A number of train stations in Tokyo will conduct anti-terrorism inspections during the Olympics and Paralympics using sniffer dogs and body scanners, sources familiar with the matter said Monday.
The transport ministry will revise a related law to allow railway firms to prohibit passengers from entering a train if they refuse baggage inspections, they said. The specific train stations where the procedures will be held are not yet known.
East Japan Railway Co. and Central Japan Railway Co. will provide sniffer dogs in hubs such as Tokyo Station during the Olympics and Paralympics, while detection systems for hazardous goods are to be placed around ticket gates in some subway stations.
Inspections of personal belongings at train stations in Japan have only been seen at the station at Narita airport, whose construction met with fierce local protests following its planning stage in the 1960s.
Railway companies had been opposed to conducting inspections, arguing that, unlike airports, doing so would significantly compromise convenience.
Operators can deny passengers only if they are carrying sharp-edged tools that are not wrapped or explosives.

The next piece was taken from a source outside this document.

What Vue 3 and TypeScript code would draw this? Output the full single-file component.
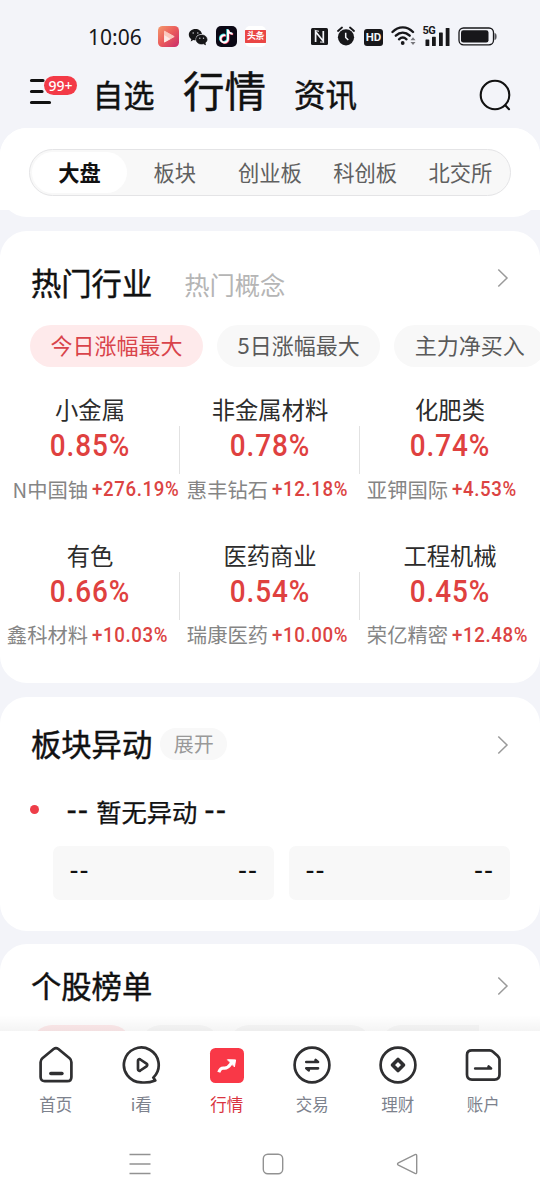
<script setup lang="ts">
interface Sector { name: string; pct: string; stock: string; change: string }

const markets: string[] = ['大盘', '板块', '创业板', '科创板', '北交所']
const filters: string[] = ['今日涨幅最大', '5日涨幅最大', '主力净买入']
const sectors: Sector[] = [
  { name: '小金属', pct: '0.85%', stock: 'N中国铀', change: '+276.19%' },
  { name: '非金属材料', pct: '0.78%', stock: '惠丰钻石', change: '+12.18%' },
  { name: '化肥类', pct: '0.74%', stock: '亚钾国际', change: '+4.53%' },
  { name: '有色', pct: '0.66%', stock: '鑫科材料', change: '+10.03%' },
  { name: '医药商业', pct: '0.54%', stock: '瑞康医药', change: '+10.00%' },
  { name: '工程机械', pct: '0.45%', stock: '荣亿精密', change: '+12.48%' },
]
</script>

<template>
  <div class="app">
    <div class="status">
      <span class="time">10:06</span>
      <svg class="s-play" width="21" height="21" viewBox="0 0 21 21">
        <defs>
          <linearGradient id="playBg" x1="0" y1="0" x2="1" y2="1">
            <stop offset="0" stop-color="#f49a6c" /><stop offset=".5" stop-color="#ea5a5c" /><stop offset="1" stop-color="#c92a6c" />
          </linearGradient>
        </defs>
        <rect width="21" height="21" rx="4.5" fill="url(#playBg)" />
        <path d="M6.5 5.2 L16.2 10.6 L6.5 16 Z" fill="#fbc9be" stroke="#fbc9be" stroke-width="1" stroke-linejoin="round" />
        <path d="M6.2 9 L12.5 13 L6.2 16.4 Z" fill="#fff" opacity=".6" />
      </svg>
      <svg class="s-wechat" width="20" height="18" viewBox="0 0 20 18">
        <path d="M7.5 1 C3.6 1 .8 3.5 .8 6.7 c0 1.9 1 3.4 2.5 4.5 L2.7 13.4 5.3 12 c.7.2 1.5.3 2.3.3 C7.2 8.6 9.8 6 14 6 C13.4 3 10.700 1 7.500 1Z" fill="#151517" />
        <path d="M13.600 6.900 c-3.200 0-5.500 2-5.500 4.600 s2.300 4.600 5.500 4.600 c.7 0 1.300-.1 1.900-.3 l2.100 1.100-.5-1.900 c1.200-.9 2-2.100 2-3.500 0-2.600-2.400-4.600-5.500-4.600Z" fill="#151517" stroke="#151517" stroke-width=".6" />
        <g fill="#c9cace"><circle cx="5.200" cy="5" r=".8" /><circle cx="9.800" cy="5" r=".8" /><circle cx="11.800" cy="10.200" r=".7" /><circle cx="15.500" cy="10.200" r=".7" /></g>
      </svg>
      <svg class="s-tik" width="21" height="21" viewBox="0 0 21 21">
        <rect width="21" height="21" rx="5" fill="#0b0815" />
        <g fill="none" stroke-width="1.900">
          <path transform="translate(-.8 -.6)" stroke="#35d5da" d="M9.500 9.300 a3.700 3.700 0 1 0 2.500 3.500 V3.600 c.3 2.500 1.900 4 4.600 4.100" />
          <path transform="translate(.6 .6)" stroke="#ee3a5c" d="M9.500 9.300 a3.700 3.700 0 1 0 2.500 3.500 V3.600 c.3 2.500 1.900 4 4.600 4.100" />
          <path stroke="#fff" d="M9.500 9.300 a3.700 3.700 0 1 0 2.500 3.500 V3.600 c.3 2.500 1.900 4 4.600 4.100" />
        </g>
      </svg>
      <span class="toutiao"><b>头条</b></span>

      <svg class="s-nfc" width="17" height="17" viewBox="0 0 17 17">
        <rect width="17" height="17" rx="1.500" fill="#17171a" />
        <path d="M4.600 14 V3.600 L12.300 13.200 V3" fill="none" stroke="#f3f4f9" stroke-width="1.700" />
        <path d="M4.300 2.500 L8 3.300 M9 14 L12.700 14.200" stroke="#f3f4f9" stroke-width="1" />
      </svg>
      <svg class="s-alarm" width="18" height="20" viewBox="0 0 18 20">
        <circle cx="9" cy="11.300" r="8.100" fill="#17171a" />
        <path d="M1 5 L5 1.500 M17 5 L13 1.500" stroke="#17171a" stroke-width="1.800" stroke-linecap="round" />
        <path d="M8.700 6.800 V11.500 L11.300 14" fill="none" stroke="#f3f4f9" stroke-width="1.500" />
      </svg>
      <span class="hd">HD</span>
      <svg class="s-wifi" width="26" height="20" viewBox="0 0 26 20">
        <g fill="none" stroke="#17171a" stroke-width="2.400" stroke-linecap="round">
          <path d="M1.500 6 C7.500 -.2 16 -.2 22 6" /><path d="M4.800 9.700 C9 5.700 14.500 5.700 18.700 9.700" /><path d="M8 13.300 C10.300 11.200 13.200 11.200 15.500 13.300" />
        </g>
        <circle cx="11.700" cy="17" r="1.900" fill="#17171a" />
        <path d="M19.500 14.300 L22 11.300 L24.500 14.300Z M19.500 16 L22 19 L24.500 16Z" fill="#77777c" />
      </svg>
      <span class="signal">
        <i>5G</i>
        <svg width="27" height="19" viewBox="0 0 27 19" fill="#17171a">
          <rect x="2.500" y="12.500" width="3.800" height="6.500" rx=".6" /><rect x="9" y="9.800" width="3.800" height="9.200" rx=".6" />
          <rect x="16" y="5.500" width="3.800" height="13.500" rx=".6" /><rect x="22.700" y="1" width="3.800" height="18" rx=".6" />
        </svg>
      </span>
      <svg class="s-bat" width="39" height="19" viewBox="0 0 39 19">
        <rect x="1" y="1" width="34.500" height="16.800" rx="4.500" fill="none" stroke="#17171a" stroke-width="1.300" />
        <rect x="3" y="3.200" width="27.500" height="12.300" rx="2.300" fill="#17171a" />
        <path d="M37 6.500 C38.500 7 38.500 12 37 12.500Z" fill="#55555a" stroke="#55555a" />
      </svg>
    </div>

    <header class="head">
      <span class="menu">
        <svg width="24" height="28" viewBox="0 0 24 28" stroke="#111" stroke-width="3.200" stroke-linecap="round">
          <path d="M2.500 2.500 H14 M2.500 13.500 H13 M2.500 24.500 H20.500" />
        </svg>
        <em class="badge">99+</em>
      </span>
      <span class="h-a">自选</span>
      <span class="h-b">行情</span>
      <span class="h-c">资讯</span>
      <svg class="search" width="34" height="34" viewBox="0 0 34 34" fill="none" stroke="#111" stroke-width="2.100" stroke-linecap="round">
        <circle cx="17" cy="17" r="14.300" /><path d="M27.500 27.500 L31 31.200" />
      </svg>
    </header>

    <div class="first">
      <section class="card market">
        <nav class="seg">
          <span v-for="(m, i) in markets" :key="m" :class="{ on: i === 0 }">{{ m }}</span>
        </nav>
      </section>
    </div>

    <section class="card hot">
      <div class="title-row hot-title">
        <h2>热门行业</h2><span class="sub">热门概念</span>
        <svg class="chev" width="12" height="20" viewBox="0 0 12 20"><path d="M1.300 1.500 L10 10 L1.300 18.500" /></svg>
      </div>
      <div class="chips">
        <span v-for="(f, i) in filters" :key="f" :class="{ on: i === 0 }">{{ f }}</span>
      </div>
      <div class="grid">
        <div v-for="s in sectors" :key="s.name" class="cell">
          <div class="name">{{ s.name }}</div>
          <div class="pct">{{ s.pct }}</div>
          <div class="lead"><span class="stock">{{ s.stock }}</span><span class="chg">{{ s.change }}</span></div>
        </div>
      </div>
    </section>

    <section class="card move">
      <div class="title-row">
        <h2>板块异动</h2><span class="expand">展开</span>
        <svg class="chev" width="12" height="20" viewBox="0 0 12 20"><path d="M1.300 1.500 L10 10 L1.300 18.500" /></svg>
      </div>
      <div class="none"><i class="dot"></i><span class="dash">--</span><span class="msg">暂无异动</span><span class="dash">--</span></div>
      <div class="boxes">
        <div v-for="n in 2" :key="n" class="box"><span>--</span><span>--</span></div>
      </div>
    </section>

    <section class="card rank">
      <div class="title-row">
        <h2>个股榜单</h2>
        <svg class="chev" width="12" height="20" viewBox="0 0 12 20"><path d="M1.300 1.500 L10 10 L1.300 18.500" /></svg>
      </div>
      <div class="rank-chips"><i class="c1"></i><i class="c2"></i><i class="c3"></i><i class="c4"></i></div>
      <div class="fade"></div>
    </section>

    <footer class="foot">
      <nav class="tabs">
        <div class="tab">
          <svg width="40" height="40" viewBox="0 0 40 40">
            <path d="M4.600 17.200 C4.600 15.500 5.200 14.300 6.400 13.300 L17.600 4 C19.200 2.800 20.800 2.800 22.400 4 L33.600 13.300 C34.800 14.300 35.400 15.500 35.400 17.200 V32 C35.400 34.700 33.900 36.200 31.200 36.200 H8.800 C6.100 36.200 4.600 34.700 4.600 32Z" />
            <path d="M14.800 28.500 H26" class="bar" />
          </svg>
          <span>首页</span>
        </div>
        <div class="tab">
          <svg width="40" height="40" viewBox="0 0 40 40">
            <path d="M33 31.800 A17.400 17.400 0 1 0 20 37.300 C24.500 37.800 29 37.500 34.300 35.400 L32.300 32.500" />
            <path d="M17 15.800 C17 14.400 18.200 13.800 19.300 14.500 L25.500 18.700 C26.500 19.400 26.500 20.600 25.500 21.300 L19.300 25.500 C18.200 26.200 17 25.600 17 24.200Z" />
          </svg>
          <span>i看</span>
        </div>
        <div class="tab on">
          <svg width="40" height="40" viewBox="0 0 40 40">
            <rect x="3" y="3" width="34" height="35" rx="5.500" class="solid" />
            <path d="M11.800 27.300 C13.600 22.300 15.400 23.200 17.500 23.200 C21.800 23.300 22.500 20.300 25 17.300" class="trend" />
            <path d="M20.800 14.700 L28.600 14.900 L27.500 21.500Z" class="white" />
          </svg>
          <span>行情</span>
        </div>
        <div class="tab">
          <svg width="40" height="40" viewBox="0 0 40 40">
            <circle cx="20" cy="20" r="17.400" />
            <path d="M14.300 17 H26 L23.600 15 V17 M26 23.300 H14.300 L16.700 25.300 V23.300" />
          </svg>
          <span>交易</span>
        </div>
        <div class="tab">
          <svg width="40" height="40" viewBox="0 0 40 40">
            <circle cx="20" cy="20" r="17.400" />
            <path d="M20 14.500 L25.500 20 L20 25.500 L14.500 20Z" class="gem" />
          </svg>
          <span>理财</span>
        </div>
        <div class="tab">
          <svg width="40" height="40" viewBox="0 0 40 40">
            <path d="M4 10 C4 6.800 6 5.400 9 5.400 H26.500 C28 5.400 29 5.700 30 6.700 L34.500 10.800 C35.700 12 36.500 12.800 36.500 14.500 V29.500 C36.500 32.800 34.500 34.600 31.500 34.600 H9 C6 34.600 4 32.800 4 29.500Z" />
            <path d="M12.200 23.500 H28 L25.600 21.500 V23.500" />
          </svg>
          <span>账户</span>
        </div>
      </nav>
      <div class="sys">
        <svg width="22" height="22" viewBox="0 0 22 22"><path d="M.5 1.500 H21.500 M.5 11 H21.500 M.5 20.500 H21.500" /></svg>
        <svg width="22" height="22" viewBox="0 0 22 22"><rect x="1.300" y="1.300" width="19.400" height="19.400" rx="4.500" /></svg>
        <svg width="22" height="22" viewBox="0 0 22 22"><path d="M19 1.600 C20.200 1.100 20.700 1.700 20.700 2.800 V19.200 C20.700 20.300 20.200 20.900 19 20.400 L2.400 12.200 C1.200 11.500 1.200 10.500 2.400 9.800Z" /></svg>
      </div>
    </footer>
  </div>
</template>

<style>
body { margin: 0; background: #f3f4f9; }
</style>

<style scoped>
.app {
  width: 540px; height: 1200px; overflow: hidden; background: #f3f4f9; color: #111;
  font-family: "Noto Sans CJK SC", sans-serif; white-space: nowrap;
  display: flex; flex-direction: column; box-sizing: border-box;
}
svg { display: block; flex: none; }
.status { height: 62px; flex: none; display: flex; align-items: center; padding: 11px 0 0 88px; box-sizing: border-box; }
.time { font: 21px/26px "Noto Sans", sans-serif; width: 70px; color: #17171a; }
.s-wechat { margin-left: 9px; }
.s-tik { margin-left: 8px; }
.toutiao { margin-left: 8px; width: 21px; height: 21px; border-radius: 5px; background: #fff; display: flex; align-items: center; overflow: hidden; }
.toutiao b { width: 21px; height: 13px; background: #ea4645; color: #fff; font-size: 9px; line-height: 12px; text-align: center; letter-spacing: -.500px; }
.s-nfc { margin-left: 45px; }
.s-alarm { margin-left: 9px; margin-top: -1px; }
.hd { margin-left: 9px; width: 19px; height: 17px; border-radius: 3px; background: #17171a; color: #f3f4f9; font: 700 11.500px/17px Roboto, sans-serif; text-align: center; margin-top: 1px; }
.s-wifi { margin-left: 8px; margin-top: -2px; }
.signal { margin-left: 5.500px; width: 27px; height: 19px; position: relative; margin-top: -1px; }
.signal i { position: absolute; left: 0; top: -1px; font: 700 11px/10px Roboto, sans-serif; color: #17171a; background: #f3f4f9; letter-spacing: -.600px; }
.s-bat { margin-left: 8px; }

.head { height: 66px; flex: none; display: flex; align-items: baseline; position: relative; padding-left: 29px; box-sizing: border-box; -webkit-text-stroke: .450px currentColor; }
.menu { width: 63.500px; align-self: flex-start; position: relative; padding-top: 15.500px; }
.badge { position: absolute; left: 15px; top: 14px; height: 19px; width: 33px; border-radius: 10px; background: #f33a47; color: #fff; font: 500 14px/19px "Noto Sans", sans-serif; text-align: center; -webkit-text-stroke: 0; }
.h-a { font-size: 31px; line-height: 55px; }
.h-b { font-size: 41.500px; line-height: 55px; margin-left: 28.500px; }
.h-c { font-size: 31.500px; line-height: 55px; margin-left: 28px; }
.search { align-self: flex-start; margin: 16px 0 0 121px; }

.card { background: #fff; border-radius: 27px; flex: none; position: relative; }
.first { flex: none; border-radius: 27px 27px 0 0; background: linear-gradient(#fff 82px, transparent 82px); margin-bottom: 14px; }
.market { height: 89px; padding: 21px 29px 0; box-sizing: border-box; }
.seg { height: 47px; border: 1px solid #e4e4e6; border-radius: 24px; background: #f8f8f8; box-sizing: border-box; padding: 2px 2px; display: flex; color: #606060; }
.seg span { font-size: 21.300px; line-height: 39px; height: 41px; width: 95.200px; text-align: center; flex: none; }
.seg .on { color: #111; font-weight: 700; background: #fff; border-radius: 21px; }

.title-row { display: flex; align-items: center; padding-left: 31px; position: relative; }
h2 { margin: 0; font-size: 30.300px; line-height: 43px; height: 44px; font-weight: 400; -webkit-text-stroke: .450px currentColor; }
.chev { margin-left: auto; margin-right: 31px; fill: none; stroke: #9a9a9a; stroke-width: 1.500; }
.hot { height: 452px; margin-bottom: 14px; overflow: hidden; }
.hot-title { padding-top: 30px; height: 44px; }
.hot-title .chev { margin-top: -10px; }
.sub { font-size: 25.300px; line-height: 44px; color: #b5b5b5; margin-left: 32px; padding-top: 1px; }
.chips { display: flex; gap: 14px; padding-left: 30px; margin-top: 20px; }
.chips span { height: 42px; border-radius: 21px; line-height: 39px; font-size: 22px; padding: 0 20.500px; background: #f8f8f8; color: #5a5a5a; flex: none; }
.chips .on { background: #feeaeb; color: #d9434a; }
.grid { display: grid; grid-template-columns: repeat(3, 180px); grid-auto-rows: 145.500px; margin-top: 25px; }
.cell { position: relative; text-align: center; }
.cell:not(:nth-child(3n))::after { content: ""; position: absolute; right: 0; top: 34px; width: 1px; height: 48px; background: #e2e2e2; }
.name { font-size: 23.300px; line-height: 35px; height: 34px; color: #2c2c2c; }
.pct { font: 500 31px/39px Roboto, sans-serif; height: 40px; letter-spacing: 1px; transform: scaleX(.900); color: #df413f; }
.lead { display: flex; align-items: center; height: 40px; margin-top: 3px; padding-left: 6px; }
.stock { width: 82px; flex: none; text-align: right; font-size: 20.300px; line-height: 30px; height: 31px; color: #858585; }
.chg { flex: none; font: 500 20.500px/30px Roboto, sans-serif; letter-spacing: .700px; transform: scaleX(.910); transform-origin: 0 50%; color: #dc4342; margin-left: 3.500px; }

.move { height: 234px; margin-bottom: 13px; }
.move .title-row { padding-top: 25px; height: 44px; }
.move .chev { margin-top: 2px; }
.expand { margin-left: 8px; width: 67px; height: 32px; border-radius: 16px; background: #f8f8f8; color: #999; font-size: 20px; line-height: 32px; text-align: center; }
.none { display: flex; align-items: center; height: 36px; margin-top: 27px; padding-left: 30px; font-size: 25.300px; line-height: 36px; -webkit-text-stroke: .250px currentColor; }
.dot { width: 9px; height: 9px; border-radius: 50%; background: #ee3d48; margin: -4px 27.500px 0 0; }
.dash { font-family: "Liberation Sans", sans-serif; font-size: 31px; letter-spacing: 1px; margin-top: -2px; }
.msg { margin: 0 7px 0 7px; }
.boxes { display: flex; gap: 15px; margin-top: 17px; padding-left: 52.500px; }
.box { width: 221px; height: 54px; border-radius: 7px; background: #f8f8f8; box-sizing: border-box; padding: 0 15.500px 0 17px; display: flex; justify-content: space-between; font: 27px/48px "Liberation Sans", sans-serif; letter-spacing: 1px; }

.rank { height: 87px; overflow: hidden; border-radius: 27px 27px 0 0; }
.rank .title-row { padding-top: 20px; height: 44px; }
.rank-chips { display: flex; margin: 17px 61px 0 32px; height: 41px; overflow: hidden; gap: 10px; }
.rank-chips i { height: 41px; border-radius: 20px; background: #f8f8f8; flex: none; }
.rank-chips .c1 { width: 99px; background: #feeaeb; }
.rank-chips .c2 { width: 78px; }
.rank-chips .c3 { width: 142px; }
.rank-chips .c4 { width: 140px; }
.fade { position: absolute; left: 0; right: 0; bottom: 0; height: 16px; background: linear-gradient(rgba(0,0,0,0), rgba(0,0,0,.045)); }

.foot { flex: none; height: 169px; background: #fff; }
.tabs { display: flex; padding: 14px 13.500px 0 13px; }
.tab { width: 85.500px; display: flex; flex-direction: column; align-items: center; color: #7d828d; font-size: 16.500px; line-height: 24px; }
.tab svg { fill: none; stroke: #2f2f31; stroke-width: 2.700; stroke-linecap: round; stroke-linejoin: round; }
.tab span { margin-top: 6.500px; }
.tab .bar { stroke-width: 3.400; }
.tab .solid { fill: #f93847; stroke: none; }
.tab .white { fill: #fff; stroke: #fff; stroke-width: 1; }
.tab .trend { stroke: #fff; stroke-width: 3.200; stroke-linecap: butt; }
.tab .gem { stroke-width: 3.600; }
.tab.on { color: #d93440; }
.sys { display: flex; gap: 111.500px; padding: 37px 0 0 128.500px; }
.sys svg { fill: none; stroke: #929292; stroke-width: 1.400; }
</style>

Some firms already have policies that allow both the inspection of suspicious objects and the ability to deny passengers entry if they refuse to be inspected. However, a judgement of reasonable suspicion based only on visual evidence is often difficult to make.
The Ministry Land, Infrastructure, Transport and Tourism has been looking to improve railway security measures ever since a fatal stabbing on a shinkansen bullet train in June 2018.
The ministry has placed body scanners and sniffer dogs in some stations in Tokyo on a trial basis.